Mahmoud Blaibleh, “Kudüs için verilen mücadeleyi bu kentte yaşayan Müslümanların omuzlarına yükleyerek bir çözüme ulaşılamayacağı artık anlaşılmıştır. Bu nedenle sivil inisiyatiflerin ve hukukçuların başını çektiği küresel bir mücadele yürütülmelidir. BM, UNESCO, İİT nezdinde yürütülen süreçlere ilave olarak tüm insanlar ve uluslararası kurumlar birlikte hareket ederek Siyonistlerin oldu bittilerini önleyecek girişimleri artırmalıdır. İsrail’in hukuk ihlalleri, uluslararası yargının ve özellikle Uluslararası Ceza Mahkemesi yetkisindeki suçlar kapsamına girmektedir. İsrail, hukuksuz işlemleri için uluslararası kamuoyu önünde yargılanmalıdır. Hukuksuz işgal durdurulmalı, evlerin yıkımlara son verilmeli, yeni ev yapma ve restorasyonun önündeki engeller kaldırılmalıdır. İsrail, BM komitelerinden ve üye olduğu tüm uluslararası kurum ve kuruluşlardan çıkartılmalıdır. Uluslararası adaleti ve hukuku uygulayacak mekanizmaların geliştirilmelidir.

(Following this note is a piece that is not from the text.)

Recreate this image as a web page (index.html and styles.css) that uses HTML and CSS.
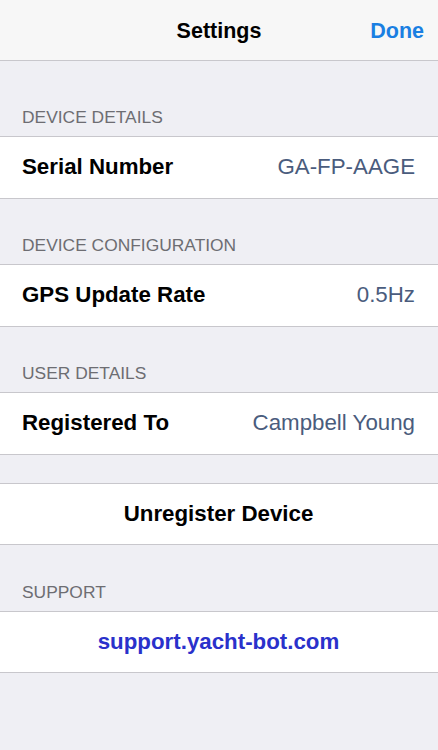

Adil barış ve istikrarı sağlamak için Filistinlilerin kendi kaderlerini tayin etmeleri ve bağımsız devletlerine kavuşmaları sağlanmalıdır” dedi.

“Mücadeleye devam edeceğiz”
“Bugün burada ve tüm Türkiye’de Kudüs dostları ile birlikte İsrail'in hukuksuz uygulamalarına karşı çıkıyoruz. Tüm Filistin ve Kudüs sevdalıları olarak bu davayı savunmaya devam edeceğiz. Tüm dünyadaki insanları, uluslararası mekanizmaları ve adaleti ve hukuku savunan herkesi harekete geçmeye ve İsrail’in attığı bu işgal adımlarını durdurmaya çağırıyoruz” diyen Blaibleh, “Kudüs özgür oluncaya kadar mücadelemizi tüm gücümüzle sürdüreceğiz” diyerek altına çizdi.